» **Data provided**
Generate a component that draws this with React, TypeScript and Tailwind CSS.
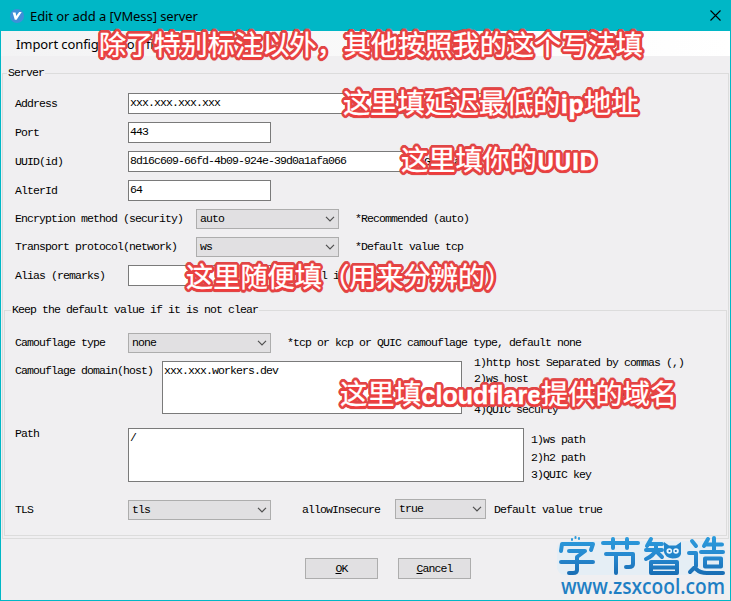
import React from "react";

const mono =
  "font-['Liberation_Mono','Noto_Sans_CJK_SC',monospace] text-[11.5px] tracking-[-0.9px] leading-[12px] whitespace-pre text-black";

function Row({ label, className, children }: { label: string; className: string; children?: React.ReactNode }) {
  return (
    <div className={`flex items-center ${className}`}>
      <span className="w-[113px] shrink-0 overflow-visible">{label}</span>
      {children}
    </div>
  );
}

function Field({ value, className }: { value: string; className: string }) {
  return (
    <div className={`shrink-0 border border-[#7a7a7a] bg-white pl-[1px] pt-[3px] ${className}`}>{value}</div>
  );
}

function Select({ value, className }: { value: string; className: string }) {
  return (
    <div
      className={`flex h-5 shrink-0 items-center justify-between border border-[#adadad] bg-[#e1e0e2] pl-[3px] pr-[3px] ${className}`}
    >
      <span>{value}</span>
      <svg width="10" height="6" viewBox="0 0 10 6" fill="none" stroke="#505050" strokeWidth="1.2">
        <path d="M1 0.8L5 4.8L9 0.8" />
      </svg>
    </div>
  );
}

function Note({ className, children }: { className: string; children: React.ReactNode }) {
  return (
    <div
      className={`absolute whitespace-nowrap font-['Noto_Sans_CJK_SC',sans-serif] text-[27.2px] font-normal leading-[30px] tracking-normal text-white [-webkit-text-stroke:0.3px_#ffffff] [text-shadow:1.5px_0_#f03c3c,-1.5px_0_#f03c3c,0_1.5px_#f03c3c,0_-1.5px_#f03c3c,2.8px_0_#e04646,2.6px_1.1px_#e04646,2px_2px_#e04646,1.1px_2.6px_#e04646,0_2.8px_#e04646,-1.1px_2.6px_#e04646,-2px_2px_#e04646,-2.6px_1.1px_#e04646,-2.8px_0_#e04646,-2.6px_-1.1px_#e04646,-2px_-2px_#e04646,-1.1px_-2.6px_#e04646,0_-2.8px_#e04646,1.1px_-2.6px_#e04646,2px_-2px_#e04646,2.6px_-1.1px_#e04646,0_3px_1px_#b85a5a] ${className}`}
    >
      {children}
    </div>
  );
}

function Watermark() {
  return (
    <div className="absolute left-[555px] top-[533px] h-[66px] w-[174px]">
      <svg width="174" height="66" viewBox="555 533 174 66" fill="none" strokeLinecap="round" strokeLinejoin="round">
        <defs>
          <linearGradient id="ink" gradientUnits="userSpaceOnUse" x1="0" y1="536" x2="0" y2="578">
            <stop offset="0" stopColor="#2b9bdc" />
            <stop offset="0.5" stopColor="#2688cf" />
            <stop offset="1" stopColor="#1768ae" />
          </linearGradient>
        </defs>
        <rect x="557" y="541" width="168" height="34" rx="8" fill="#dcecf8" opacity="0.55" />
        <g stroke="url(#ink)" strokeWidth="4">
          <path d="M561 551L562 544H593L591 550M569 551H585L577 557M561 562H593M577 557V570Q577 573 573 573H569" />
          <path d="M603 543H638M613 539V548M627 539V548M606 554H633V564Q633 567 629 567H626M616 554V573" />
          <path d="M651 539L647 546M650 544H662M646 550H662M656 544V550Q653 556 646 559M657 552L662 557M651 562H677V573H651ZM651 567.5H677" />
          <path d="M692 541L696 546M689 553H696V566L690 572M696 569Q700 573 707 573H723M708 539L704 546M705 544.5H722M714 538V552M701 552H723M705 558.5H721V566.5H705Z" />
        </g>
        <path d="M664 542L669 545.5H676L681 542V554Q680 558.5 672.5 558.5Q665 557.5 664 552Z" fill="#2185cb" />
        <circle cx="669.3" cy="551" r="2.8" fill="#e8f7ff" />
        <circle cx="676" cy="551" r="2.8" fill="#e8f7ff" />
        <circle cx="669.5" cy="551" r="1.1" fill="#1768ae" />
        <circle cx="675.8" cy="551" r="1.1" fill="#1768ae" />
        <path d="M572 540v-1M575.5 538v-1M579 539v-1" stroke="#2b9bdc" strokeWidth="2" />
        <text
          x="561"
          y="594"
          textLength="164"
          lengthAdjust="spacingAndGlyphs"
          letterSpacing="0"
          fontFamily="Open Sans, sans-serif"
          fontSize="21.5"
          fontWeight="600"
          fill="#1f7fc4"
        >
          www.zsxcool.com
        </text>
      </svg>
    </div>
  );
}

export default function App() {
  return (
    <div className={`relative h-[601px] w-[731px] overflow-hidden bg-[#00b7c6] ${mono}`}>
      <header className="flex h-[31px] items-center pl-[10px] pr-[10px] font-['Noto_Sans',sans-serif] text-[13px] tracking-[-0.08px]">
        <svg width="14" height="14" viewBox="0 0 14 14" className="mr-[6px]">
          <circle cx="7" cy="7" r="7" fill="#3f8fd8" />
          <path d="M2.6 3.5L5.6 3.5L6.2 7L9.2 3L11.7 3L6.6 10.8L4.8 10.8Z" fill="#fff" />
        </svg>
        <span className="flex-1">Edit or add a [VMess] server</span>
        <svg width="11" height="11" viewBox="0 0 11 11" stroke="#000" strokeWidth="1.1">
          <path d="M0.5 0.5L10.5 10.5M10.5 0.5L0.5 10.5" />
        </svg>
      </header>
      <main className="mx-px h-[569px] bg-[#f0eff1]">
        <nav className="flex h-[25px] items-center bg-gradient-to-r from-[#f3f3f4] to-white pl-[15px] font-['Noto_Sans',sans-serif] text-[13px] tracking-[-0.08px]">
          Import configuration file
        </nav>
        <fieldset className="mx-px mt-[11px] h-[472px] border border-[#dcdcdc]">
          <legend className="ml-[4px] h-3 px-[1px]">Server</legend>
          <div className="pl-[12px]">
            <Row label="Address" className="mt-[14px] h-[21px]">
              <Field value="xxx.xxx.xxx.xxx" className="h-[21px] w-[356px]" />
            </Row>
            <Row label="Port" className="mt-[8px] h-[21px]">
              <Field value="443" className="h-[21px] w-[143px]" />
            </Row>
            <Row label="UUID(id)" className="mt-[8px] h-[21px]">
              <Field value="8d16c609-66fd-4b09-924e-39d0a1afa066" className="h-[21px] w-[282px]" />
              <span className="ml-[14px]">Generate</span>
            </Row>
            <Row label="AlterId" className="mt-[8px] h-[21px]">
              <Field value="64" className="h-[21px] w-[143px]" />
            </Row>
            <Row label="Encryption method (security)" className="mt-[8px] h-5">
              <Select value="auto" className="ml-[68px] w-[143px]" />
              <span className="ml-[16px]">*Recommended (auto)</span>
            </Row>
            <Row label="Transport protocol(network)" className="mt-[8px] h-5">
              <Select value="ws" className="ml-[68px] w-[143px]" />
              <span className="ml-[16px]">*Default value tcp</span>
            </Row>
            <Row label="Alias (remarks)" className="mt-[8px] h-[21px]">
              <Field value="" className="h-[21px] w-[143px]" />
              <span className="ml-[26px]">*Fill in manually</span>
            </Row>
          </div>
          <fieldset className="mx-px mt-[18px] h-[232px] border border-[#dcdcdc]">
            <legend className="ml-[6px] h-3 px-[1px]">Keep the default value if it is not clear</legend>
            <div className="pl-[10px]">
              <Row label="Camouflage type" className="mt-[17px] h-5">
                <Select value="none" className="w-[143px]" />
                <span className="ml-[16px]">*tcp or kcp or QUIC camouflage type, default none</span>
              </Row>
              <div className="mt-[8px] flex h-[53px]">
                <span className="w-[147px] shrink-0 pt-[4px]">Camouflage domain(host)</span>
                <Field value="xxx.xxx.workers.dev" className="h-[53px] w-[300px]" />
                <div className="-mt-[6px] ml-[12px] leading-[15.5px]">
                  <p>1)http host Separated by commas (,)</p>
                  <p>2)ws host</p>
                  <p>3)h2 host Separated by commas</p>
                  <p>4)QUIC securty</p>
                </div>
              </div>
              <div className="mt-[14px] flex h-[54px]">
                <span className="w-[113px] shrink-0">Path</span>
                <Field value="/" className="h-[54px] w-[396px]" />
                <div className="ml-[7px] mt-[3px] leading-[17.5px]">
                  <p>1)ws path</p>
                  <p>2)h2 path</p>
                  <p>3)QUIC key</p>
                </div>
              </div>
              <Row label="TLS" className="mt-[18px] h-5">
                <Select value="tls" className="w-[143px]" />
                <span className="ml-[31px] w-[93px] shrink-0">allowInsecure</span>
                <Select value="true" className="-mt-[2px] w-[91px]" />
                <span className="ml-[8px]">Default value true</span>
              </Row>
            </div>
          </fieldset>
        </fieldset>
        <footer className="mt-[19px] flex gap-5 pl-[304px]">
          <button className="h-[21px] w-[73px] border border-[#adadad] bg-[#e1e0e2]">
            <u>O</u>K
          </button>
          <button className="h-[21px] w-[73px] border border-[#adadad] bg-[#e1e0e2]">
            <u>C</u>ancel
          </button>
        </footer>
      </main>

      <Note className="left-[99px] top-[28px]">除了特别标注以外，其他按照我的这个写法填</Note>
      <Note className="left-[343px] top-[86px]">
        这里填延迟最低的<b className="font-['Open_Sans',sans-serif] text-[25px]">ip</b>地址
      </Note>
      <Note className="left-[401px] top-[143px]">
        这里填你的<b className="font-['Open_Sans',sans-serif] text-[23px]">UUID</b>
      </Note>
      <Note className="left-[186px] top-[260px]">这里随便填（用来分辨的）</Note>
      <Note className="left-[340px] top-[377px]">
        这里填<b className="font-['Liberation_Sans',sans-serif] text-[25px]">cloudflare</b>提供的域名
      </Note>
      <Watermark />
    </div>
  );
}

» **What is asked**
Restate each line from the start of the listing through the line bearing "text-[11.5px] tracking-[-0.9px] leading-[12px]" word for word. Drop the pictures.

» **Final result**
Generate a component that draws this with React, TypeScript and Tailwind CSS.
import React from "react";

const mono =
  "font-['Liberation_Mono','Noto_Sans_CJK_SC',monospace] text-[11.5px] tracking-[-0.9px] leading-[12px] whitespace-pre text-black";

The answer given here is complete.